自分の場合は、言葉の海を漕ぎ渡っていくというよりは、いつもフラフラ漂っている感じだけれど、様々な「舟」に助けられつつ行方を定めず漂うのもまた幸せな航海だと思う。感謝。

>BT
『ジンセイハ、オンガクデアル』、おもしろそう。
同著者の同じく「底辺託児所」を舞台とするエッセイ『子どもたちの階級闘争』は、以前読んだことがあって印象に残っている。

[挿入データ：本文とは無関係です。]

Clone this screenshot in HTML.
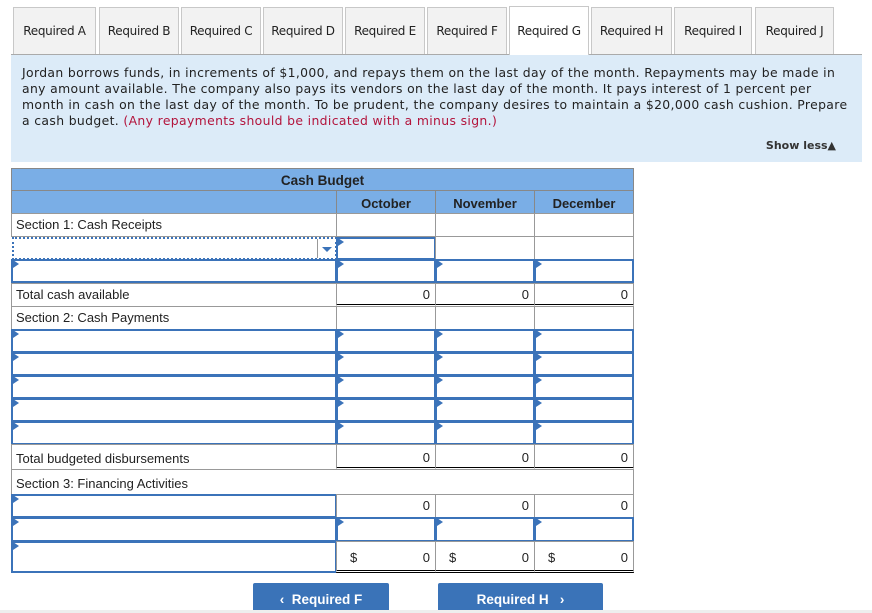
<!DOCTYPE html>
<html><head><style>
body{margin:0;width:872px;height:613px;background:#fff;font-family:"Liberation Sans",Arial,sans-serif;position:relative;overflow:hidden}
.tab{position:absolute;top:7px;height:47px;background:#f2f2f2;border:1px solid #c8c8c8;border-bottom:none;box-sizing:border-box;font-family:"DejaVu Sans",Verdana,sans-serif;font-size:12px;color:#222;display:flex;align-items:center;justify-content:center;letter-spacing:-0.3px}
.tab.act{background:#fff;top:6px;height:49px;z-index:2}
.tabline{position:absolute;left:11px;top:54px;width:851px;height:1px;background:#aaa}
.info{position:absolute;left:11px;top:55px;width:851px;height:107px;background:#dcebf8;box-sizing:border-box;padding:10px 10px 10px 11px;font-family:"DejaVu Sans",Verdana,sans-serif;font-size:12.4px;letter-spacing:0.36px;line-height:16px;color:#222}
.info .red{color:#b3143c}
.show{position:absolute;right:36px;top:139px;font-family:"DejaVu Sans",Verdana,sans-serif;font-size:11px;font-weight:bold;color:#333}
.c{position:absolute;box-sizing:border-box;font-size:13px;color:#222}
.hd{background:#7aaee6;border:1px solid #888}
.g{border:1px solid #999;background:#fff}
.in{border:2px solid #3b73b9;background:#fff}
.in:before{content:"";position:absolute;left:0;top:0;border-left:6px solid #3b73b9;border-top:4px solid transparent;border-bottom:4px solid transparent;margin-top:-1px}
.lbl{padding:3px 4px}
.num{text-align:right;padding:3px 5px}
.dbl{border-bottom:3px double #000}
.btn{position:absolute;top:583px;height:30px;background:#3a73b8;color:#fff;font-weight:bold;font-size:13.5px;border-radius:2px 2px 0 0;display:flex;align-items:center;justify-content:center;padding-top:3px;box-sizing:border-box}
</style></head><body>
<div class="tab" style="left:13px;width:83px">Required A</div>
<div class="tab" style="left:99px;width:80px">Required B</div>
<div class="tab" style="left:181px;width:80px">Required C</div>
<div class="tab" style="left:263px;width:80px">Required D</div>
<div class="tab" style="left:345px;width:80px">Required E</div>
<div class="tab" style="left:427px;width:80px">Required F</div>
<div class="tab act" style="left:509px;width:80px">Required G</div>
<div class="tab" style="left:591px;width:81px">Required H</div>
<div class="tab" style="left:674px;width:78px">Required I</div>
<div class="tab" style="left:755px;width:79px">Required J</div>
<div class="tabline"></div>
<div class="info">Jordan borrows funds, in increments of $1,000, and repays them on the last day of the month. Repayments may be made in any amount available. The company also pays its vendors on the last day of the month. It pays interest of 1 percent per month in cash on the last day of the month. To be prudent, the company desires to maintain a $20,000 cash cushion. Prepare a cash budget. <span class="red">(Any repayments should be indicated with a minus sign.)</span></div>
<div class="show">Show less▲</div>

<div class="c hd" style="left:11px;top:168px;width:623px;height:23px;text-align:center;font-weight:bold;padding-top:4px;font-size:13.5px">Cash Budget</div>
<div class="c hd" style="left:11px;top:190px;width:326px;height:24px"></div>
<div class="c hd" style="left:336px;top:190px;width:100px;height:24px;text-align:center;font-weight:bold;padding-top:5px">October</div>
<div class="c hd" style="left:435px;top:190px;width:100px;height:24px;text-align:center;font-weight:bold;padding-top:5px">November</div>
<div class="c hd" style="left:534px;top:190px;width:100px;height:24px;text-align:center;font-weight:bold;padding-top:5px">December</div>

<div class="c g lbl" style="left:11px;top:213px;width:326px;height:24px">Section 1: Cash Receipts</div>
<div class="c g" style="left:336px;top:213px;width:100px;height:24px"></div><div class="c g" style="left:435px;top:213px;width:100px;height:24px"></div><div class="c g" style="left:534px;top:213px;width:100px;height:24px"></div>

<div class="c" style="left:12px;top:237px;width:325px;height:23px;border:2px dotted #3b73b9"><div style="position:absolute;right:0;top:0;width:17px;height:19px;border-left:1px solid #999"><div style="position:absolute;left:4px;top:8px;border-top:5px solid #3b73b9;border-left:5px solid transparent;border-right:5px solid transparent"></div></div></div>
<div class="c in" style="left:336px;top:237px;width:100px;height:23px"></div><div class="c g" style="left:435px;top:236px;width:100px;height:24px"></div><div class="c g" style="left:534px;top:236px;width:100px;height:24px"></div>

<div class="c in" style="left:11px;top:259px;width:326px;height:24px"></div><div class="c in" style="left:336px;top:259px;width:100px;height:24px"></div><div class="c in" style="left:435px;top:259px;width:100px;height:24px"></div><div class="c in" style="left:534px;top:259px;width:100px;height:24px"></div>

<div class="c g lbl" style="left:11px;top:283px;width:326px;height:24px">Total cash available</div>
<div class="c g num dbl" style="left:336px;top:283px;width:100px;height:24px">0</div><div class="c g num dbl" style="left:435px;top:283px;width:100px;height:24px">0</div><div class="c g num dbl" style="left:534px;top:283px;width:100px;height:24px">0</div>

<div class="c g lbl" style="left:11px;top:306px;width:326px;height:24px">Section 2: Cash Payments</div>
<div class="c g" style="left:336px;top:306px;width:100px;height:24px"></div><div class="c g" style="left:435px;top:306px;width:100px;height:24px"></div><div class="c g" style="left:534px;top:306px;width:100px;height:24px"></div>

<div class="c in" style="left:11px;top:329px;width:326px;height:24px"></div><div class="c in" style="left:336px;top:329px;width:100px;height:24px"></div><div class="c in" style="left:435px;top:329px;width:100px;height:24px"></div><div class="c in" style="left:534px;top:329px;width:100px;height:24px"></div>
<div class="c in" style="left:11px;top:352px;width:326px;height:24px"></div><div class="c in" style="left:336px;top:352px;width:100px;height:24px"></div><div class="c in" style="left:435px;top:352px;width:100px;height:24px"></div><div class="c in" style="left:534px;top:352px;width:100px;height:24px"></div>
<div class="c in" style="left:11px;top:375px;width:326px;height:24px"></div><div class="c in" style="left:336px;top:375px;width:100px;height:24px"></div><div class="c in" style="left:435px;top:375px;width:100px;height:24px"></div><div class="c in" style="left:534px;top:375px;width:100px;height:24px"></div>
<div class="c in" style="left:11px;top:398px;width:326px;height:24px"></div><div class="c in" style="left:336px;top:398px;width:100px;height:24px"></div><div class="c in" style="left:435px;top:398px;width:100px;height:24px"></div><div class="c in" style="left:534px;top:398px;width:100px;height:24px"></div>
<div class="c in" style="left:11px;top:421px;width:326px;height:24px"></div><div class="c in" style="left:336px;top:421px;width:100px;height:24px"></div><div class="c in" style="left:435px;top:421px;width:100px;height:24px"></div><div class="c in" style="left:534px;top:421px;width:100px;height:24px"></div>

<div class="c g lbl" style="left:11px;top:444px;width:326px;height:26px;padding-top:6px">Total budgeted disbursements</div>
<div class="c g num dbl" style="left:336px;top:444px;width:100px;height:26px;padding-top:5px">0</div><div class="c g num dbl" style="left:435px;top:444px;width:100px;height:26px;padding-top:5px">0</div><div class="c g num dbl" style="left:534px;top:444px;width:100px;height:26px;padding-top:5px">0</div>

<div class="c g lbl" style="left:11px;top:469px;width:623px;height:26px;padding-top:6px">Section 3: Financing Activities</div>

<div class="c in" style="left:11px;top:494px;width:326px;height:24px"></div>
<div class="c g num" style="left:336px;top:494px;width:100px;height:24px">0</div><div class="c g num" style="left:435px;top:494px;width:100px;height:24px">0</div><div class="c g num" style="left:534px;top:494px;width:100px;height:24px">0</div>

<div class="c in" style="left:11px;top:517px;width:326px;height:25px"></div><div class="c in" style="left:336px;top:517px;width:100px;height:25px"></div><div class="c in" style="left:435px;top:517px;width:100px;height:25px"></div><div class="c in" style="left:534px;top:517px;width:100px;height:25px"></div>

<div class="c in" style="left:11px;top:541px;width:326px;height:32px"></div>
<div class="c g num dbl" style="left:336px;top:541px;width:100px;height:32px;padding-top:8px"><span style="float:left;padding-left:8px">$</span>0</div>
<div class="c g num dbl" style="left:435px;top:541px;width:100px;height:32px;padding-top:8px"><span style="float:left;padding-left:8px">$</span>0</div>
<div class="c g num dbl" style="left:534px;top:541px;width:100px;height:32px;padding-top:8px"><span style="float:left;padding-left:8px">$</span>0</div>

<div class="btn" style="left:253px;width:136px">‹&nbsp;&nbsp;Required F</div>
<div class="btn" style="left:438px;width:165px">Required H&nbsp;&nbsp;&nbsp;›</div>
<div style="position:absolute;left:0;top:610px;width:872px;height:3px;background:#eee"></div>
</body></html>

代表作ってイエローでホワイトで…だよね、あれも良かったな、と思い出しつつ著作リストを見ていたら、その「2」も出ている。
知らなかった。
読みたい本がどんどんたまっていく :blobcatreading:

壺井栄『二十四の瞳』
子どもの頃に読んで以来、何十年ぶりかの再読。

岬の小学校の十二人の生徒達と、新任の大石先生との交流から始まる物語。この小説の発表が1952年、作中の時代はさらに前の昭和初期から始まるので、昔の話だなあという時代の違いはもちろん感じる。
が、序盤の一年生の子どもたちのかわいらしさは変わらないし、戦争に翻弄されるそれぞれの人生の悲しさも変わらない。

また、先生自身の子育ての部分も印象的だった。はじめてのランドセルに大喜びで駆けていく無邪気な我が子を見て、先生が「その可憐なうしろ姿の行く手にまちうけているものが、やはり戦争でしかないとすれば…」と物思うシーンがある。先生は、自由な発言ができない中でもその思いを抱きつつ息子を育てたことだろうが、息子は後に、父の出征を誇りに思い、戦死したときにはもちろん悲しみはするものの「名誉」にも思い、内心で母を恥じさえもする。
とても優しいいい子なのに、ただ、幼い頃から平和を知らず育ってきて、それがあまりに当然になってしまっている。それが大石先生という母の目線で描かれるのが、とても悲しく思えた。

そういったことは今も世界中で起こっているのだろうし、私達だって他人事ではない。本当の意味で、この話が「昔の話」になってほしいものだと強く思う。